La soi-disant « option nucléaire » est une procédure parlementaire controversée qui permet au parti majoritaire au Sénat de mettre fin aux filibusters du parti minoritaire. La procédure permet au Sénat de déroger à la règle des 60 voix requise pour clore le débat à la majorité simple de 51 voix, plutôt qu’au vote à la supermajorité des deux tiers (67 voix) normalement requis pour modifier les règles.

Le terme « option nucléaire » a été inventé par l’ancien chef de la majorité républicaine au Sénat, Trent Lott, en 2003, lorsque les démocrates ont menacé un filibuster pour bloquer plusieurs des candidats du président George W. Bush. Les républicains ont discuté de l’invocation de la décision parlementaire car, comme une explosion nucléaire, elle ne peut plus être contrôlée une fois qu’elle est déclenchée. Elle a été utilisée très rarement. En novembre 2013, les démocrates du Sénat dirigés par Harry Reid l’ont actionné pour mettre fin à un flibustier républicain qui retardait les nominations au pouvoir exécutif et à la magistrature fédérale du président Barack Obama. En 2017 et à nouveau en 2018, les républicains du Sénat dirigés par Mitch McConnell ont utilisé l’option pour empêcher les filibusters démocrates des candidats à la Cour suprême du président Donald Trump, Neil Gorsuch et Brett Kavanaugh.
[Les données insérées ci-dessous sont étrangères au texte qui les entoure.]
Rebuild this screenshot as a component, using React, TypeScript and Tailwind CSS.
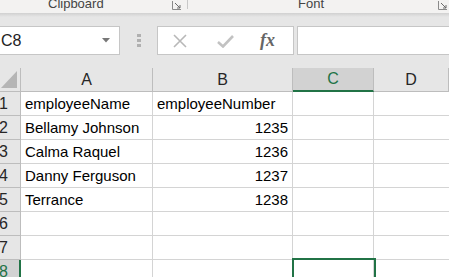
import React from "react";

const rows = [
  ["employeeName", "employeeNumber"],
  ["Bellamy Johnson", "1235"],
  ["Calma Raquel", "1236"],
  ["Danny Ferguson", "1237"],
  ["Terrance", "1238"],
  ["", ""],
  ["", ""],
  ["", ""],
];

function Launcher() {
  return (
    <svg width="10" height="9" viewBox="0 0 10 9" className="shrink-0">
      <path d="M0.5 0 V8.5 H9" stroke="#8a8a8a" fill="none" />
      <path d="M3 2 L8 7 M8 4 V7 H5" stroke="#6a6a6a" fill="none" />
    </svg>
  );
}

function Ribbon() {
  return (
    <div className="h-[13px] bg-[#f3f2f1] flex overflow-hidden text-[13px] leading-[13px] text-[#444] font-['Liberation_Sans',sans-serif]">
      <div className="w-[188px] flex items-start shrink-0 border-r border-[#c8c8c8] h-[9px]">
        <span className="ml-[48px] mt-[-3px]">Clipboard</span>
        <div className="ml-auto mr-[5px] mt-[1px]">
          <Launcher />
        </div>
      </div>
      <div className="flex-1 flex items-start">
        <span className="ml-[110px] mt-[-3px]">Font</span>
        <div className="ml-auto mr-[1px] mt-[1px]">
          <Launcher />
        </div>
      </div>
    </div>
  );
}

function FormulaBar() {
  return (
    <div className="pt-[9px] flex h-[38px]">
      <div className="w-[120px] h-[29px] bg-white border border-l-0 border-[#c6c6c6] flex items-center">
        <span className="text-[16px] text-[#222] font-['Liberation_Sans',sans-serif] ml-[1px]">C8</span>
        <svg width="8" height="5" viewBox="0 0 8 5" className="ml-auto mr-[9px]">
          <path d="M0 0 H8 L4 4.5 Z" fill="#777" />
        </svg>
      </div>
      <div className="w-[37px] flex flex-col items-center justify-center gap-[2px]">
        <div className="w-[4px] h-[3px] bg-[#b0b0b0]" />
        <div className="w-[4px] h-[3px] bg-[#b0b0b0]" />
        <div className="w-[4px] h-[3px] bg-[#b0b0b0]" />
      </div>
      <div className="w-[137px] h-[29px] bg-white border border-[#c6c6c6] flex items-center">
        <svg width="16" height="16" viewBox="0 0 16 16" className="ml-[14px]">
          <path d="M2 2 L14 14 M14 2 L2 14" stroke="#b8b8b8" strokeWidth="1.6" />
        </svg>
        <svg width="17" height="14" viewBox="0 0 17 14" className="ml-[29px]">
          <path d="M1 8 L6 12.5 L16 2" stroke="#c2c2c2" strokeWidth="2.6" fill="none" />
        </svg>
        <span className="ml-[26px] text-[18px] italic font-bold text-[#666] font-['Liberation_Serif',serif]">fx</span>
      </div>
      <div className="ml-[3px] flex-1 h-[29px] bg-white border border-r-0 border-[#c6c6c6]" />
    </div>
  );
}

function Sheet() {
  const cols = ["A", "B", "C", "D"];
  const colW = ["w-[132px]", "w-[140px]", "w-[81px]", "flex-1"];
  return (
    <div className="mt-[13px] font-['Liberation_Sans',sans-serif]">
      <div className="flex h-[24px]">
        <div className="w-[21px] h-[24px] border-r border-b border-[#bdbdbd] flex items-end">
          <svg width="17" height="18" viewBox="0 0 17 18" className="ml-[1px] mb-[2px]">
            <path d="M16 0 V17 H0 Z" fill="#b5b5b5" />
          </svg>
        </div>
        {cols.map((c, i) =>
          c === "C" ? (
            <div
              key={c}
              className={`${colW[i]} h-[24px] bg-[#d2d2d2] border-r border-[#bdbdbd] border-b-2 border-b-[#217346] flex items-center justify-center text-[16px] text-[#217346]`}
            >
              {c}
            </div>
          ) : (
            <div
              key={c}
              className={`${colW[i]} h-[24px] border-r border-b border-[#bdbdbd] flex items-center justify-center text-[16px] text-[#262626]`}
            >
              {c}
            </div>
          )
        )}
      </div>
      {rows.map((r, i) => {
        const sel = i === 7;
        return (
          <div key={i} className="flex h-[24px] bg-white">
            <div
              className={
                sel
                  ? "w-[21px] h-[24px] bg-[#d2d2d2] border-r-2 border-r-[#217346] border-b border-b-[#bdbdbd] flex items-center text-[16px] text-[#217346]"
                  : "w-[21px] h-[24px] bg-[#e6e6e6] border-r border-b border-[#bdbdbd] flex items-center text-[16px] text-[#262626]"
              }
            >
              <span className="ml-[-1px]">{i + 1}</span>
            </div>
            <div className="w-[132px] h-[24px] border-r border-b border-[#d4d4d4] flex items-end pb-[2px] pl-[4px] text-[15px] leading-[18px] text-black whitespace-nowrap">
              {r[0]}
            </div>
            <div
              className={`w-[140px] h-[24px] border-r border-b border-[#d4d4d4] flex items-end pb-[2px] text-[15px] leading-[18px] text-black whitespace-nowrap ${
                i === 0 ? "pl-[4px]" : "justify-end pr-[4px]"
              }`}
            >
              {r[1]}
            </div>
            <div className="w-[81px] h-[24px] border-r border-b border-[#d4d4d4] relative">
              {sel && (
                <div className="absolute top-[-2px] left-[-1px] w-[84px] h-[30px] border-2 border-[#217346]" />
              )}
            </div>
            <div className="flex-1 h-[24px] border-b border-[#d4d4d4]" />
          </div>
        );
      })}
    </div>
  );
}

export default function App() {
  return (
    <div className="w-[449px] h-[277px] overflow-hidden bg-[#e6e6e6]">
      <Ribbon />
      <div className="h-[4px] bg-gradient-to-b from-[#d0d0d0] to-[#e6e6e6]" />
      <FormulaBar />
      <Sheet />
    </div>
  );
}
En novembre 2020, un vote à la majorité des trois cinquièmes est toujours nécessaire pour mettre fin aux filibusters sur la législation ordinaire.

A chaque nouvelle mandature correspondant à l’élection présidentielle, la question est remise sur le tapis, sans grand succès. Le 117e Congrès ne fera sans doute pas exception. Et les sénateurs républicains n’hésiteront pas à utiliser le filibuster pour bloquer les réformes que les démocrates et Joe Biden ont en projet.